Googleは、カフェテリアを食べることになっていて、英語はおかしいけれど、その変な英文を日本語にするときは意訳して、もともと学生が意図した意味に戻っています。LINEはどっちも変ですが、学生にとって学食=食事なら、学生はこれで自分の言いたいことが英語にできたと満足しそうです。
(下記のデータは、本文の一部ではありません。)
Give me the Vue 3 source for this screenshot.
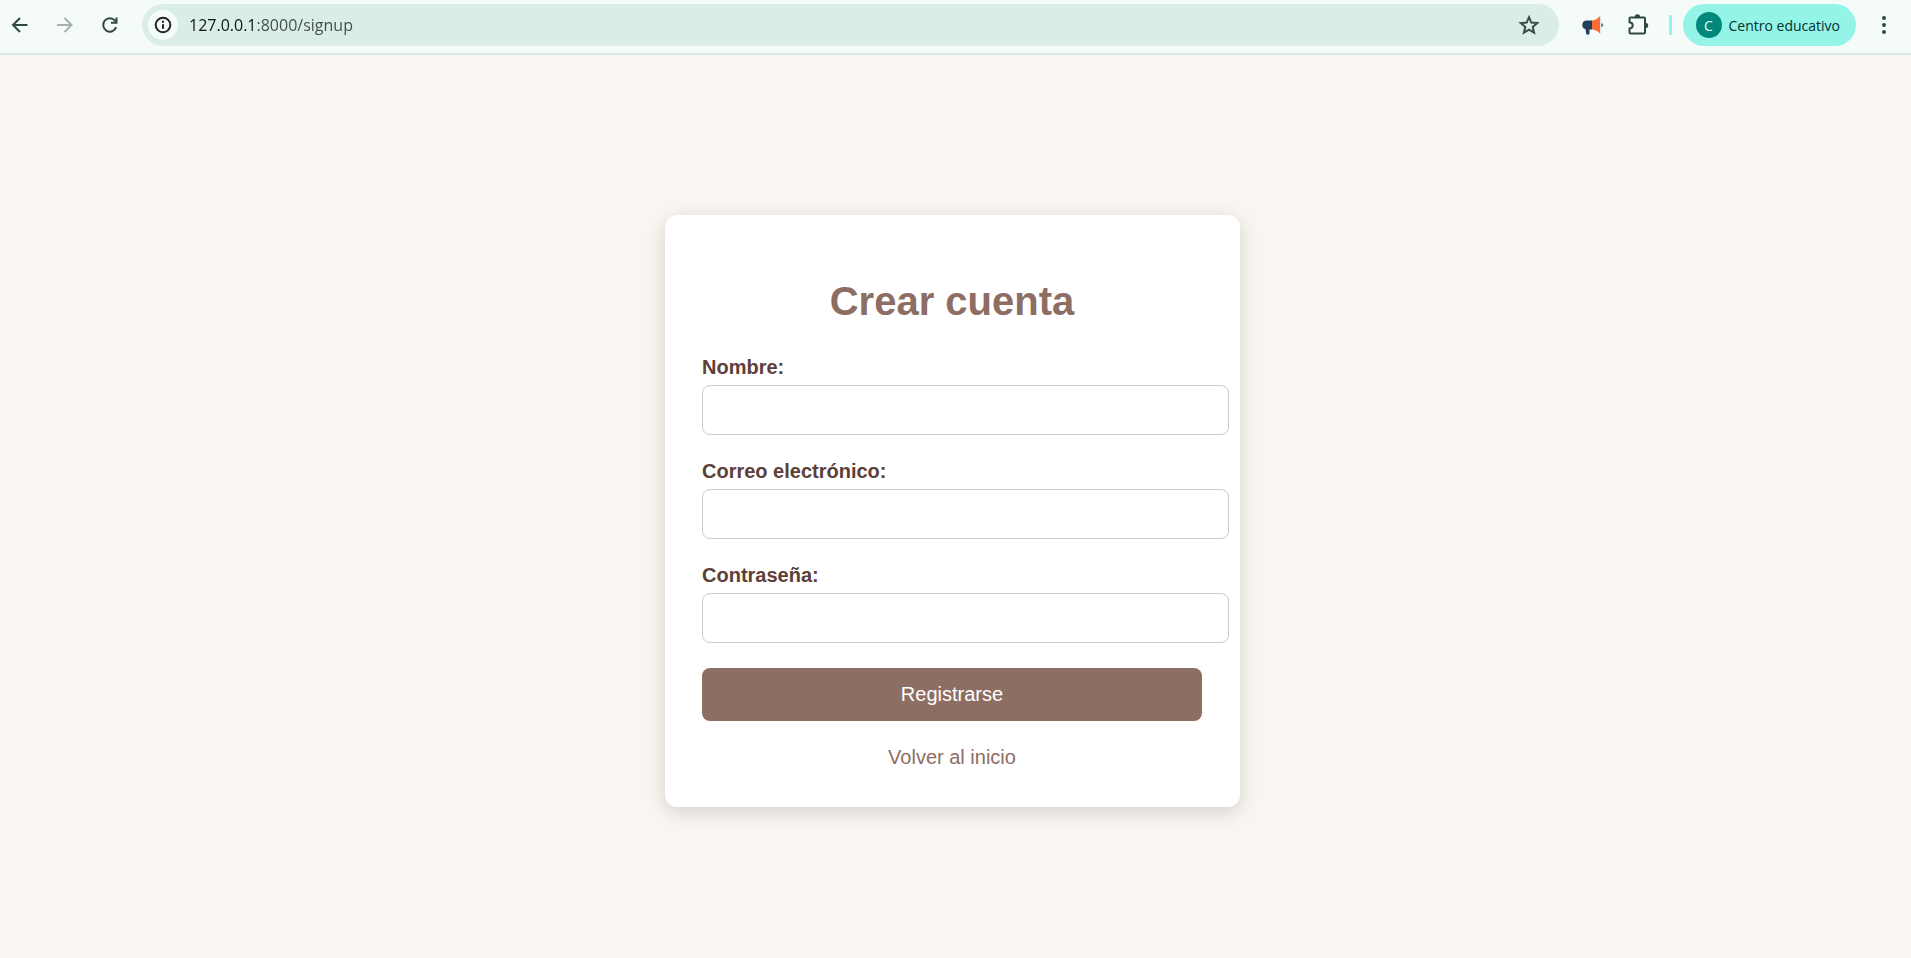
<script setup>
import { ref } from 'vue'

const address = ref('127.0.0.1:8000/signup')
const fields = [
  { id: 'name', label: 'Nombre:', type: 'text' },
  { id: 'email', label: 'Correo electrónico:', type: 'email' },
  { id: 'password', label: 'Contraseña:', type: 'password' },
]
const form = ref({ name: '', email: '', password: '' })
</script>

<template>
  <div class="browser">
    <header class="toolbar">
      <nav class="nav" aria-label="Navegación">
        <button type="button" class="tool" aria-label="Atrás">
          <svg viewBox="0 0 24 24" class="icon line"><path d="M19.5 12H5.5M12 5l-7 7 7 7" /></svg>
        </button>
        <button type="button" class="tool muted" aria-label="Adelante">
          <svg viewBox="0 0 24 24" class="icon line"><path d="M4 12h14M11.500 5l7 7-7 7" /></svg>
        </button>
        <button type="button" class="tool" aria-label="Recargar">
          <svg viewBox="0 0 24 24" class="icon line"><path d="M18.200 14.200A6.700 6.700 0 1 1 17 7.600L18.400 9.200" /><path d="M18.500 4.500v5.300h-5.500" /></svg>
        </button>
      </nav>

      <div class="address">
        <button type="button" class="info" aria-label="Información del sitio">
          <svg viewBox="0 0 24 24" class="icon line"><circle cx="12" cy="12" r="7.300" /><path d="M12 11.200v4.600M12 7.800v2" /></svg>
        </button>
        <input v-model="address" class="url" type="text" aria-label="Dirección" spellcheck="false" />
        <button type="button" class="tool star" aria-label="Añadir a marcadores">
          <svg viewBox="0 0 24 24" class="icon line"><path d="M12 4.200l2.300 5.400 5.900.5-4.500 3.900 1.400 5.700-5.100-3-5.100 3 1.400-5.700-4.500-3.900 5.900-.5z" /></svg>
        </button>
      </div>

      <div class="extensions">
        <button type="button" class="tool" aria-label="Megáfono">
          <svg viewBox="0 0 24 24" class="icon">
            <path fill="#233f5c" d="M12 7.500H6.500A4.500 4.500 0 0 0 5.500 16.300L6.200 20.500a1.700 1.700 0 0 0 3.300 0V16.500H12z" />
            <path fill="#ff6c37" d="M12 7.500c3 0 5-1.500 8-4.200v17.200c-3-2.700-5-4-8-4z" />
            <path fill="#dfe5e8" d="M20 3h1.300v18H20z" />
            <path fill="#4c6a78" d="M21.300 10.200a1.900 1.900 0 0 1 0 3.800z" />
          </svg>
        </button>
        <button type="button" class="tool" aria-label="Extensiones">
          <svg viewBox="0 0 24 24" class="icon line">
            <path d="M4.500 4.500h13.500a1 1 0 0 1 1 1v14a1 1 0 0 1-1 1H4.500a1 1 0 0 1-1-1v-4c4.300-.6 4.300-5.600 0-6.200v-3.800a1 1 0 0 1 1-1z" />
            <path class="solid" d="M8.700 4a2.700 2.700 0 0 1 5.400 0zM19.500 9.700a2.700 2.700 0 0 1 0 5.400z" />
          </svg>
        </button>
      </div>
      <span class="divider"></span>
      <button type="button" class="profile">
        <span class="avatar">C</span>
        <span>Centro educativo</span>
      </button>
      <button type="button" class="tool menu" aria-label="Menú">
        <svg viewBox="0 0 24 24" class="icon"><circle cx="12" cy="5" r="2" /><circle cx="12" cy="12" r="2" /><circle cx="12" cy="19" r="2" /></svg>
      </button>
    </header>

    <main class="page">
      <section class="card">
        <h1>Crear cuenta</h1>
        <form @submit.prevent>
          <div v-for="field in fields" :key="field.id" class="field">
            <label :for="field.id">{{ field.label }}</label>
            <input :id="field.id" v-model="form[field.id]" :type="field.type" />
          </div>
          <button type="submit" class="submit">Registrarse</button>
        </form>
        <a href="#" class="back">Volver al inicio</a>
      </section>
    </main>
  </div>
</template>

<style>
body {
  margin: 0;
  background: #f9f5f0;
}
</style>

<style scoped>
.browser {
  display: flex;
  flex-direction: column;
  min-height: 100vh;
  font-family: "Liberation Sans", Arial, sans-serif;
  font-size: 20px;
}

button {
  border: 0;
  padding: 0;
  background: none;
  font: inherit;
  cursor: pointer;
}

.toolbar {
  display: flex;
  align-items: center;
  box-sizing: border-box;
  height: 55px;
  padding: 0 15px 3px 8px;
  border-bottom: 2px solid #d8e6e0;
  background: #f5fbf9;
  color: #2f4a45;
  font-family: "Open Sans", "Noto Sans", sans-serif;
}

.nav {
  display: flex;
  gap: 21px;
  margin-right: 20px;
}

.tool {
  display: flex;
  width: 24px;
  height: 24px;
  color: inherit;
}

.muted {
  color: #a3b0ac;
}

.icon {
  display: block;
  width: 24px;
  height: 24px;
  fill: currentColor;
}

.line {
  fill: none;
  stroke: currentColor;
  stroke-width: 2;
}

.solid {
  fill: currentColor;
  stroke: none;
}

.address {
  display: flex;
  flex: 1;
  align-items: center;
  box-sizing: border-box;
  height: 42px;
  padding: 0 18px 0 6px;
  border-radius: 21px;
  background: #daede8;
}

.info {
  display: grid;
  place-items: center;
  width: 30px;
  height: 30px;
  border-radius: 50%;
  background: #f5fbf9;
  color: #1d2624;
}

.url {
  flex: 1;
  min-width: 0;
  height: 30px;
  margin-left: 11px;
  padding: 0;
  border: 0;
  outline: 0;
  background: linear-gradient(to right, #101615 68px, #414b49 68px);
  background-clip: text;
  color: transparent;
  font: 16px "Open Sans", "Noto Sans", sans-serif;
}

.star {
  color: #3c4a47;
}

.extensions {
  display: flex;
  gap: 22px;
  margin: 0 19px 0 21px;
}

.divider {
  width: 3px;
  height: 20px;
  border-radius: 1px;
  background: #93f4e7;
}

.profile {
  display: flex;
  align-items: center;
  gap: 7px;
  height: 42px;
  margin: 0 16px 0 11px;
  padding: 0 16px 0 13px;
  border-radius: 21px;
  background: #93f4e7;
  color: #06302b;
  font-size: 14px;
}

.avatar {
  display: grid;
  place-items: center;
  width: 26px;
  height: 26px;
  border-radius: 50%;
  background: #00897b;
  color: #e8fffb;
}

.page {
  display: grid;
  flex: 1;
  place-items: center;
  padding: 8px 6px 0 0;
}

.card {
  box-sizing: border-box;
  width: 100%;
  max-width: 575px;
  padding: 37px 38px 38px 37px;
  border-radius: 12px;
  background: #fff;
  box-shadow: 0 5px 19px rgba(0, 0, 0, 0.15);
  text-align: center;
}

h1 {
  margin: 26px 0 32px;
  color: #8d6e63;
  font-size: 40px;
  line-height: 46px;
}

.field {
  margin-bottom: 25px;
  text-align: left;
}

.field label {
  display: block;
  margin-bottom: 6px;
  color: #5d4037;
  font-weight: bold;
  line-height: 23px;
}

.field input {
  display: block;
  box-sizing: content-box;
  width: 100%;
  height: 24px;
  padding: 12px 12px 12px 13px;
  border: 1px solid #ccc;
  border-radius: 8px;
  background: #fff;
  font: inherit;
}

.submit {
  display: block;
  width: 100%;
  padding: 15px;
  border-radius: 8px;
  background: #8d6e63;
  color: #fff;
  line-height: 23px;
}

.back {
  display: block;
  margin-top: 25px;
  color: #8d6e63;
  line-height: 23px;
  text-decoration: none;
}
</style>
DeepLとMirai Translatorはさすがというか余計なお世話というか、しっかり意訳して最初から学生が意図した意味の英文ができています。日本語ももちろんあっていますが、DeepLは、日本語訳は口語っぽく主語も省略。Iでなければ略さないのかと思って主語を変えてみたら、
He eats lunch at the school cafeteria. お昼は学食で食べている。
She eats lunch at the school cafeteria. お昼は学食で食べているそうです。
と、なんだかずいぶん自由な訳で、よくわからなくなりました。

さすがに機械翻訳が出てきた頃の、「私は」を省くとすべて主語が itに置き換わるといった現象はGoogleでも起きなくなりましたが、それぞれに特徴があるし、”不得意”分野もありそうです。それをすべて検証してから使うのはかなり大変でしょう。その意味では、立命館のように大学として決まったAI翻訳をフルサービスを利用できるのは、システム提供側にもまとまったデータが提供できるし、なかなかいい形で羨ましい感じです。

いずれにしろ、これからどう機械翻訳を”うまく”使って学生のモチベーションをアップするのか、その方法を学生たちも巻き込んで色々考えるのが、楽しみになってきました。いろいろやって報告したいと思います。